Olimpio criticized lawmakers for holding up the pension reform that was vital to signal to financial markets that Brazil was serious about restoring fiscal discipline.
“We need to send that signal. The government has been nine months in office and we still have not delivered on this,” he said in an interview.
The second of two required votes on the initial bill was delayed in the Senate because lawmakers demanded a better deal for their states in the division of the proceeds of the auction of pre-salt oil concessions scheduled for November.
State-run oil company Petroleo Brasileiro will receive one third of the 106 billion reais ($25.8 billion) the auction is expected to raise, with another third going to the Treasury and the remainder split 15% each between state and municipal governments. Pre-salt oil producing states, mainly Rio de Janeiro, will get 3% more.

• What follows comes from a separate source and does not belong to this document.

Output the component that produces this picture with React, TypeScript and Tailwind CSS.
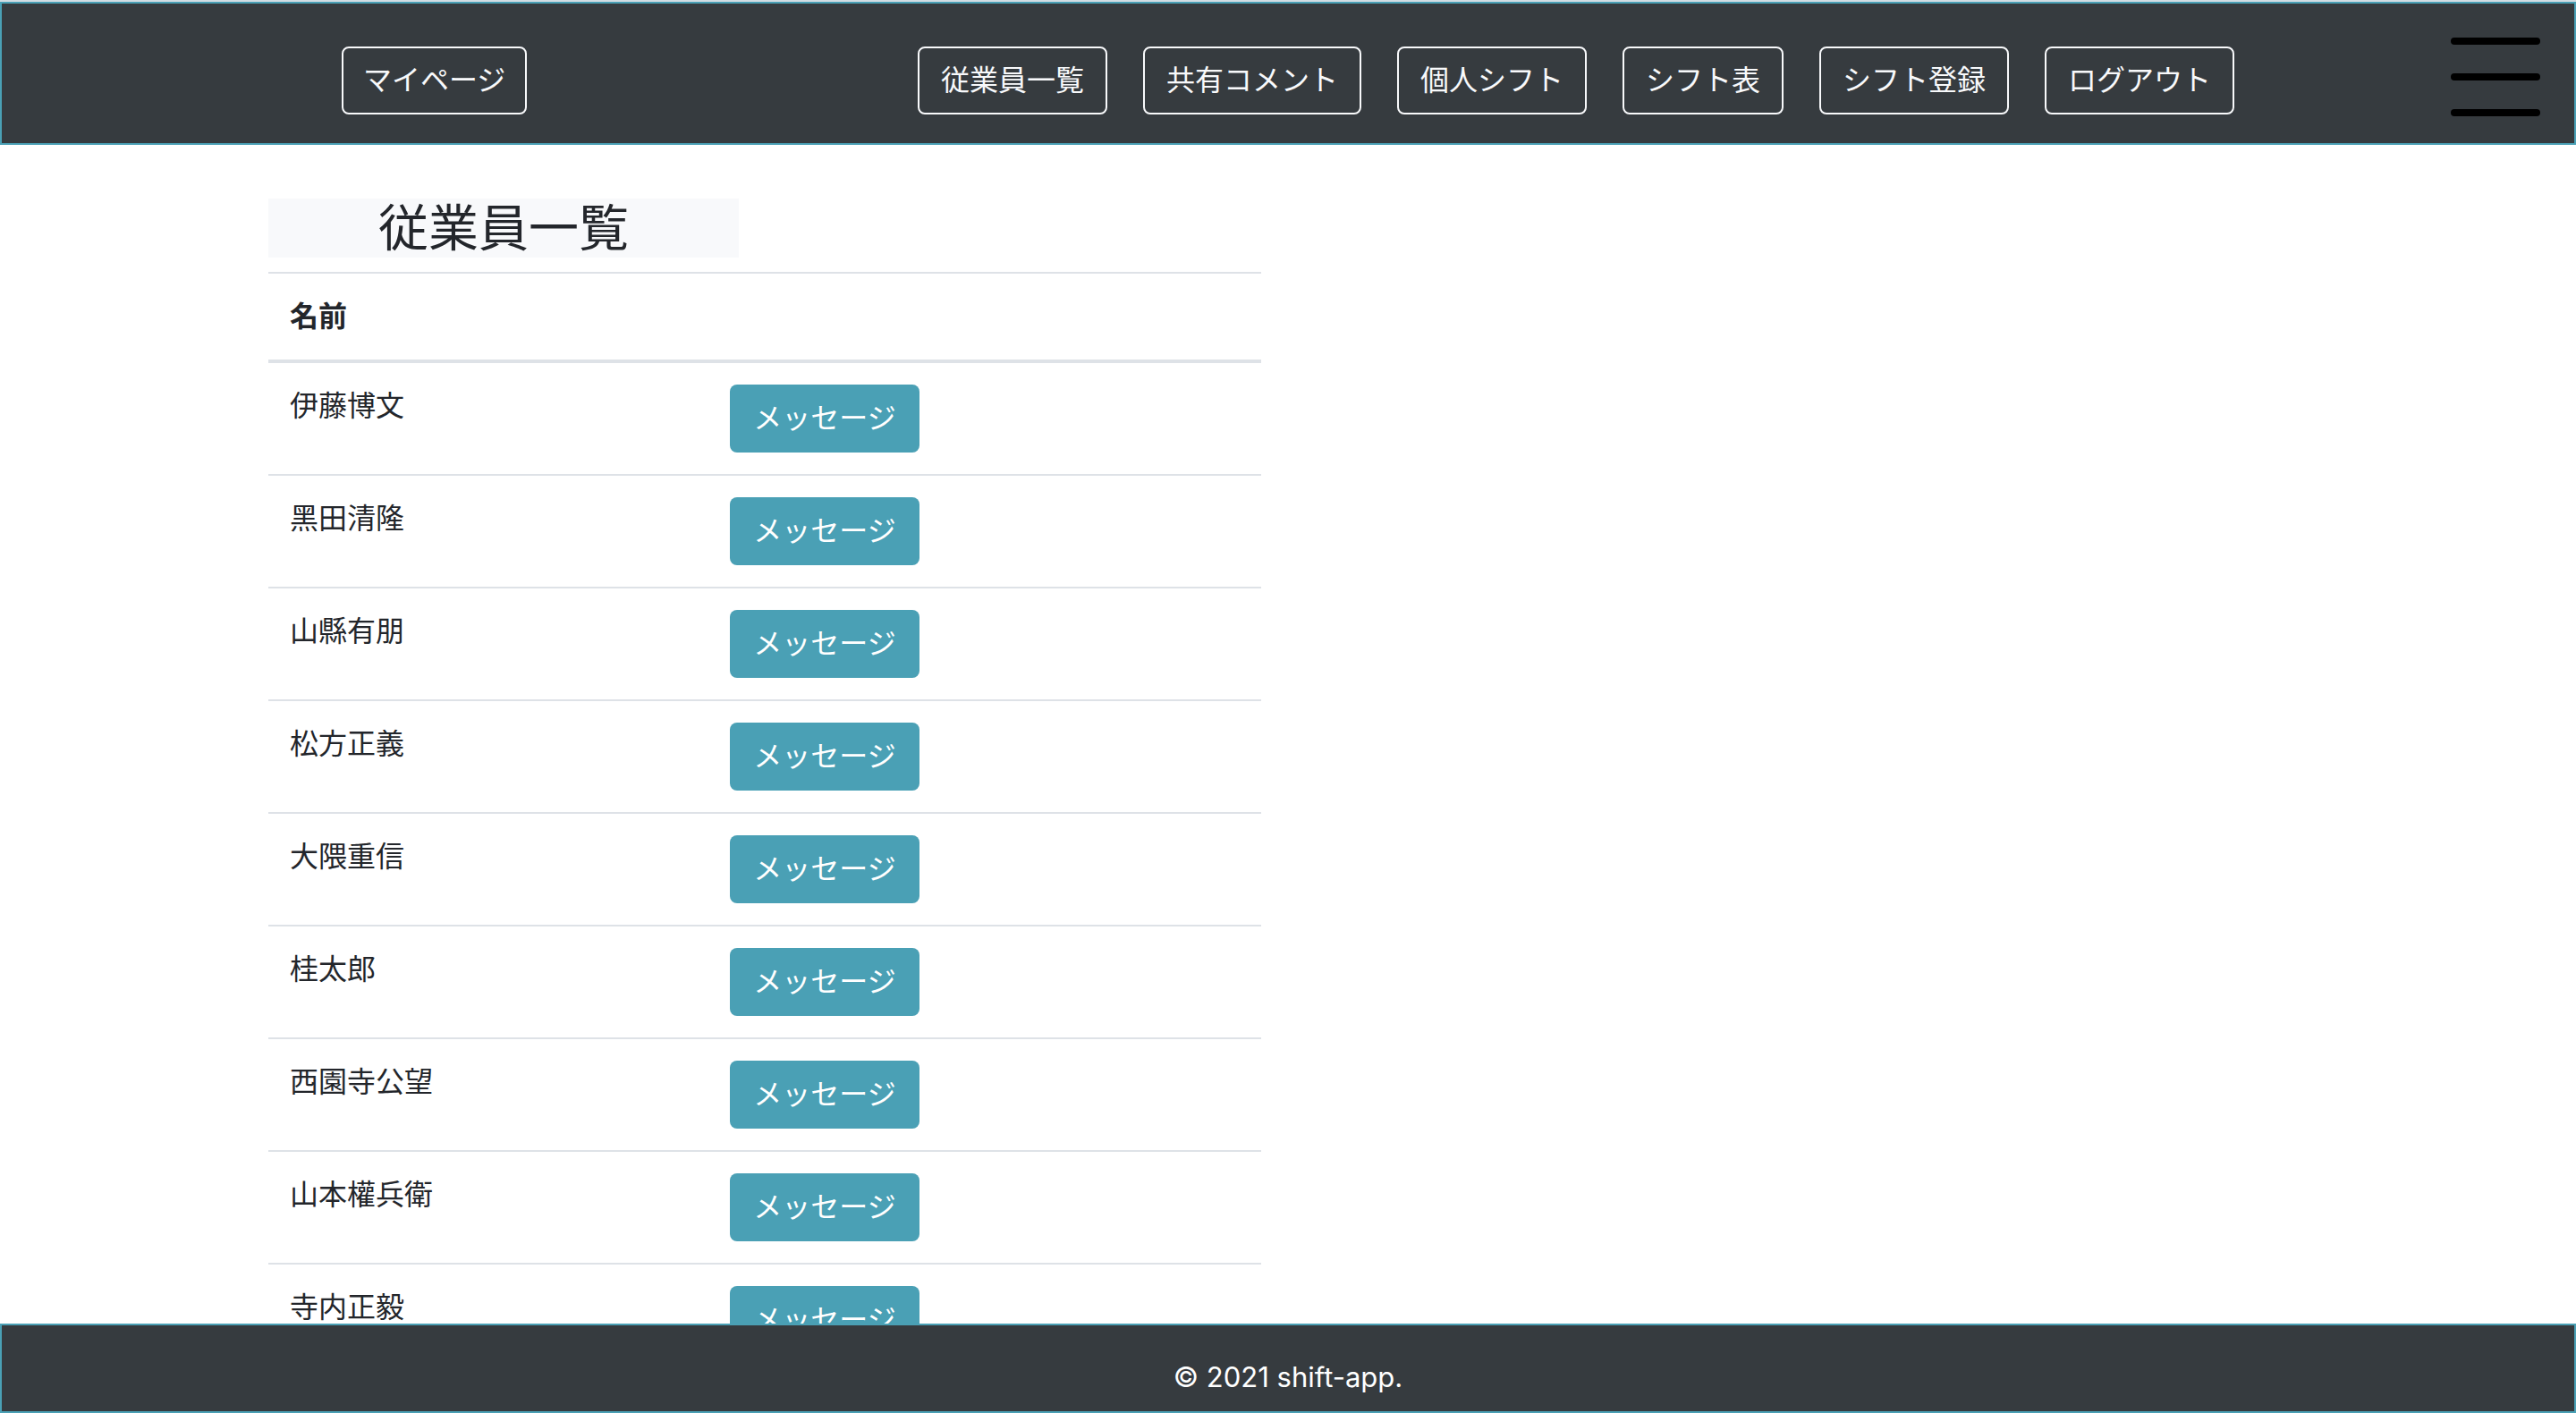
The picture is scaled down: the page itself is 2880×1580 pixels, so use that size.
const links = ['従業員一覧', '共有コメント', '個人シフト', 'シフト表', 'シフト登録', 'ログアウト'];

const employees = [
  '伊藤博文',
  '黑田清隆',
  '山縣有朋',
  '松方正義',
  '大隈重信',
  '桂太郎',
  '西園寺公望',
  '山本權兵衛',
  '寺内正毅',
];

function NavButton({ label, padding = 'px-6' }: { label: string; padding?: string }) {
  return (
    <a
      href="#"
      className={`block whitespace-nowrap rounded-lg border-2 border-[#f8f9fb] py-3 text-[32px] leading-[48px] text-[#f8f9fb] ${padding}`}
    >
      {label}
    </a>
  );
}

function Header() {
  return (
    <header className="shrink-0 border-t-2 border-[#d3dce2]">
      <div className="flex items-start border-2 border-[#4aa0b5] bg-[#363b3f] pt-10 pr-[38px] pb-[30px] pl-[380px]">
        <div className="mt-2">
          <NavButton label="マイページ" padding="px-[22px]" />
        </div>
        <nav className="mt-2 mr-[242px] ml-auto flex gap-10">
          {links.map((label) => (
            <NavButton key={label} label={label} />
          ))}
        </nav>
        <button type="button" aria-label="メニュー" className="-mt-0.5 flex w-[100px] flex-col gap-8">
          <span className="h-2 w-full rounded bg-black" />
          <span className="h-2 w-full rounded bg-black" />
          <span className="h-2 w-full rounded bg-black" />
        </button>
      </div>
    </header>
  );
}

function EmployeeTable() {
  return (
    <table className="w-full table-fixed border-separate border-spacing-0 text-left text-[32px] leading-[48px]">
      <colgroup>
        <col className="w-[492px]" />
        <col />
      </colgroup>
      <thead>
        <tr>
          <th scope="col" className="border-t-2 border-b-4 border-[#dee2e7] p-6 font-bold">
            名前
          </th>
          <td className="border-t-2 border-b-4 border-[#dee2e7] p-6" />
        </tr>
      </thead>
      <tbody>
        {employees.map((name) => (
          <tr key={name} className="group">
            <td className="border-b-2 border-[#dee2e7] p-6 align-top group-last:border-b-0">{name}</td>
            <td className="border-b-2 border-[#dee2e7] p-6 align-top group-last:border-b-0">
              <button type="button" className="block w-[212px] rounded-lg bg-[#4aa0b5] py-3.5 text-center text-white">
                メッセージ
              </button>
            </td>
          </tr>
        ))}
      </tbody>
    </table>
  );
}

export default function App() {
  return (
    <div
      lang="ja"
      className="flex h-screen flex-col bg-white font-[Inter,'Noto_Sans_CJK_JP',sans-serif] text-[#23262b]"
    >
      <Header />
      <main className="min-h-0 flex-1 overflow-y-auto [scrollbar-width:none]">
        <div className="mx-auto max-w-[2280px] pt-[60px]">
          <section className="w-1/2 pr-[30px]">
            <h1 className="mb-4 w-[526px] bg-[#f8f9fb] text-center text-[56px] leading-[66px] font-normal">
              従業員一覧
            </h1>
            <EmployeeTable />
          </section>
        </div>
      </main>
      <footer className="shrink-0 border-2 border-[#4aa0b5] bg-[#363b3f] pt-[34px] pb-[14px] text-center text-[31px] leading-[48px] text-white">
        © 2021 shift-app.
      </footer>
    </div>
  );
}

In an agreement struck on Tuesday, party leaders decided on a formula to share the oil revenue between poorer northeastern states and the agricultural exporting states of the south and south-central states.
A bill defining the criteria will be approved by the lower chamber of Congress by Thursday and then in the Senate, clearing the way to pass the pension bill.
But that will not happen next week because many Brazilian politicians are traveling to Rome to attend the canonization by Pope Francis of the first Brazilian-born woman saint, Sister Dulce.
“I’m a Catholic, but this is a joke: there are three jet planes of politicians going to the Vatican on tax payer money, delaying the pension vote by 10 days,” the senator complained.